* **AIM OF THE TASK**: Only the pictures are omitted; repeat all other data exactly.

* **DATASET CONTENT**:
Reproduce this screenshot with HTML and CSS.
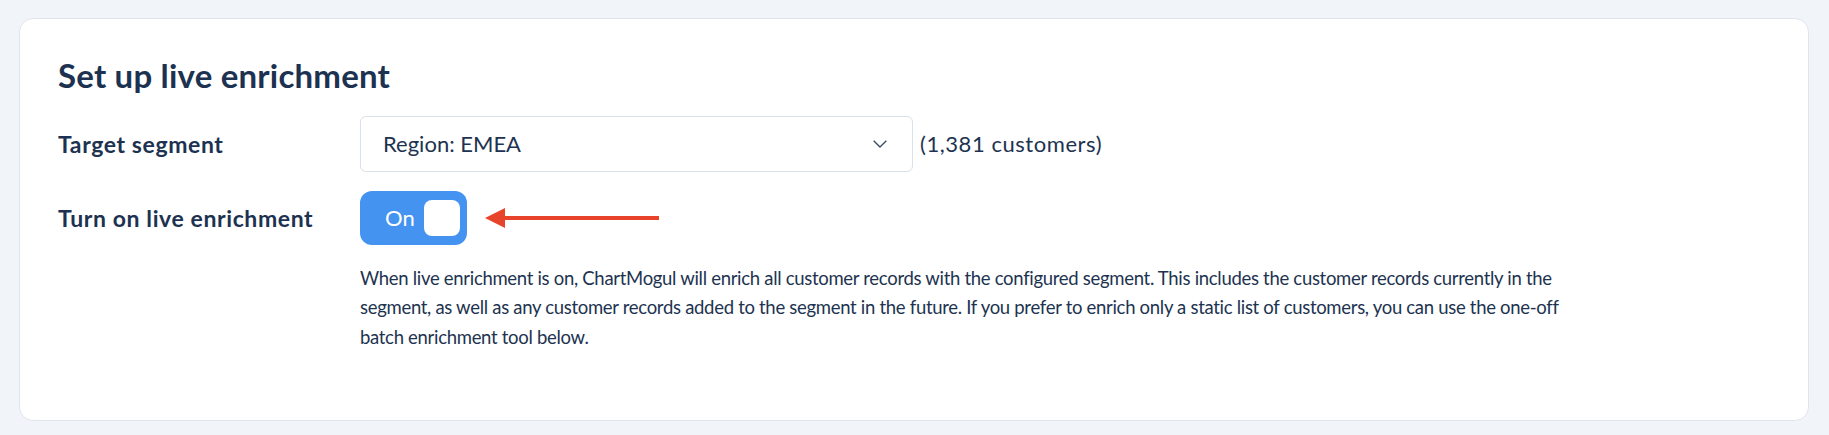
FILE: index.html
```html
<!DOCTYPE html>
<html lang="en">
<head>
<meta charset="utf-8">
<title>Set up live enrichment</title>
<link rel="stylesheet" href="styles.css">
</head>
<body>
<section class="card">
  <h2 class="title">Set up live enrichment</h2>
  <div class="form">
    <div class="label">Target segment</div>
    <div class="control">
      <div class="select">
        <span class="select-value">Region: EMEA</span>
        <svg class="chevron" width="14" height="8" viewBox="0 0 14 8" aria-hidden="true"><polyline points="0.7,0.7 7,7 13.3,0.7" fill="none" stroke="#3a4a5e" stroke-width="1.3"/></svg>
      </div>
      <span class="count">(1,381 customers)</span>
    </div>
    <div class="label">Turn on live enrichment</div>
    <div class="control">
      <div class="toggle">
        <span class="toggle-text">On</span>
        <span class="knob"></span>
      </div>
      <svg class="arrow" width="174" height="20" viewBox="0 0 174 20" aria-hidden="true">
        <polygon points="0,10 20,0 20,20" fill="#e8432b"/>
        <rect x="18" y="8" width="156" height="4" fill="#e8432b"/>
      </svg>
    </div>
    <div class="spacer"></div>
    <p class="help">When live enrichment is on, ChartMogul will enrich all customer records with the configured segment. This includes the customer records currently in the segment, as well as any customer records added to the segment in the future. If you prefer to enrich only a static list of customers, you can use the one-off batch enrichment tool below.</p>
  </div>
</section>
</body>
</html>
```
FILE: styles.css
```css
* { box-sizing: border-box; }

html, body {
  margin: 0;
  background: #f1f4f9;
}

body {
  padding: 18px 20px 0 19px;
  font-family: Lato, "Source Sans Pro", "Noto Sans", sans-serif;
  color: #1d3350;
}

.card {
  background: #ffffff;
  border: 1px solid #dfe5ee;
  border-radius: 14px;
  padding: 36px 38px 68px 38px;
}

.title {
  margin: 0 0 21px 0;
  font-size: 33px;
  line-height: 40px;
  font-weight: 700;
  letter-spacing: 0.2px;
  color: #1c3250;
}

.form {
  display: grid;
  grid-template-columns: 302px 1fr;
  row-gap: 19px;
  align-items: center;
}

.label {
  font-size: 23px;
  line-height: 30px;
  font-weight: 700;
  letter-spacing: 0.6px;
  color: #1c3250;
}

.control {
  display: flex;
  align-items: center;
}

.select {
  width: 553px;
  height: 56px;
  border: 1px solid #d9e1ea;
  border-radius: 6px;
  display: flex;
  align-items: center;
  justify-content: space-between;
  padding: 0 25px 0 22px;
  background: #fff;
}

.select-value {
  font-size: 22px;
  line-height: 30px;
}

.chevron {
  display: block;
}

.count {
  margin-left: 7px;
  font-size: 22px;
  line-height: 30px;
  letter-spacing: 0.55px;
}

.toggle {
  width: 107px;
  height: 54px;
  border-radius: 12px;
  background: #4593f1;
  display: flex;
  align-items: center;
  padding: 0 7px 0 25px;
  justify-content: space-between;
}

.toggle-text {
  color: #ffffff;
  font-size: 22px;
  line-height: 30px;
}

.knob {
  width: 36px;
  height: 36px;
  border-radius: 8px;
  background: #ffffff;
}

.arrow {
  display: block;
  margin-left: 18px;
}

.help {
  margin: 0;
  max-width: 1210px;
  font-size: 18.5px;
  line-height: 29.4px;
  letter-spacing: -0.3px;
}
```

* **RESULT FOR THIS TASK**:
Reproduce this screenshot with HTML and CSS.
FILE: index.html
```html
<!DOCTYPE html>
<html lang="en">
<head>
<meta charset="utf-8">
<title>Set up live enrichment</title>
<link rel="stylesheet" href="styles.css">
</head>
<body>
<section class="card">
  <h2 class="title">Set up live enrichment</h2>
  <div class="form">
    <div class="label">Target segment</div>
    <div class="control">
      <div class="select">
        <span class="select-value">Region: EMEA</span>
        <svg class="chevron" width="14" height="8" viewBox="0 0 14 8" aria-hidden="true"><polyline points="0.7,0.7 7,7 13.3,0.7" fill="none" stroke="#3a4a5e" stroke-width="1.3"/></svg>
      </div>
      <span class="count">(1,381 customers)</span>
    </div>
    <div class="label">Turn on live enrichment</div>
    <div class="control">
      <div class="toggle">
        <span class="toggle-text">On</span>
        <span class="knob"></span>
      </div>
      <svg class="arrow" width="174" height="20" viewBox="0 0 174 20" aria-hidden="true">
        <polygon points="0,10 20,0 20,20" fill="#e8432b"/>
        <rect x="18" y="8" width="156" height="4" fill="#e8432b"/>
      </svg>
    </div>
    <div class="spacer"></div>
    <p class="help">When live enrichment is on, ChartMogul will enrich all customer records with the configured segment. This includes the customer records currently in the segment, as well as any customer records added to the segment in the future. If you prefer to enrich only a static list of customers, you can use the one-off batch enrichment tool below.</p>
  </div>
</section>
</body>
</html>
```
FILE: styles.css
```css
* { box-sizing: border-box; }

html, body {
  margin: 0;
  background: #f1f4f9;
}

body {
  padding: 18px 20px 0 19px;
  font-family: Lato, "Source Sans Pro", "Noto Sans", sans-serif;
  color: #1d3350;
}

.card {
  background: #ffffff;
  border: 1px solid #dfe5ee;
  border-radius: 14px;
  padding: 36px 38px 68px 38px;
}

.title {
  margin: 0 0 21px 0;
  font-size: 33px;
  line-height: 40px;
  font-weight: 700;
  letter-spacing: 0.2px;
  color: #1c3250;
}

.form {
  display: grid;
  grid-template-columns: 302px 1fr;
  row-gap: 19px;
  align-items: center;
}

.label {
  font-size: 23px;
  line-height: 30px;
  font-weight: 700;
  letter-spacing: 0.6px;
  color: #1c3250;
}

.control {
  display: flex;
  align-items: center;
}

.select {
  width: 553px;
  height: 56px;
  border: 1px solid #d9e1ea;
  border-radius: 6px;
  display: flex;
  align-items: center;
  justify-content: space-between;
  padding: 0 25px 0 22px;
  background: #fff;
}

.select-value {
  font-size: 22px;
  line-height: 30px;
}

.chevron {
  display: block;
}

.count {
  margin-left: 7px;
  font-size: 22px;
  line-height: 30px;
  letter-spacing: 0.55px;
}

.toggle {
  width: 107px;
  height: 54px;
  border-radius: 12px;
  background: #4593f1;
  display: flex;
  align-items: center;
  padding: 0 7px 0 25px;
  justify-content: space-between;
}

.toggle-text {
  color: #ffffff;
  font-size: 22px;
  line-height: 30px;
}

.knob {
  width: 36px;
  height: 36px;
  border-radius: 8px;
  background: #ffffff;
}

.arrow {
  display: block;
  margin-left: 18px;
}

.help {
  margin: 0;
  max-width: 1210px;
  font-size: 18.5px;
  line-height: 29.4px;
  letter-spacing: -0.3px;
}
```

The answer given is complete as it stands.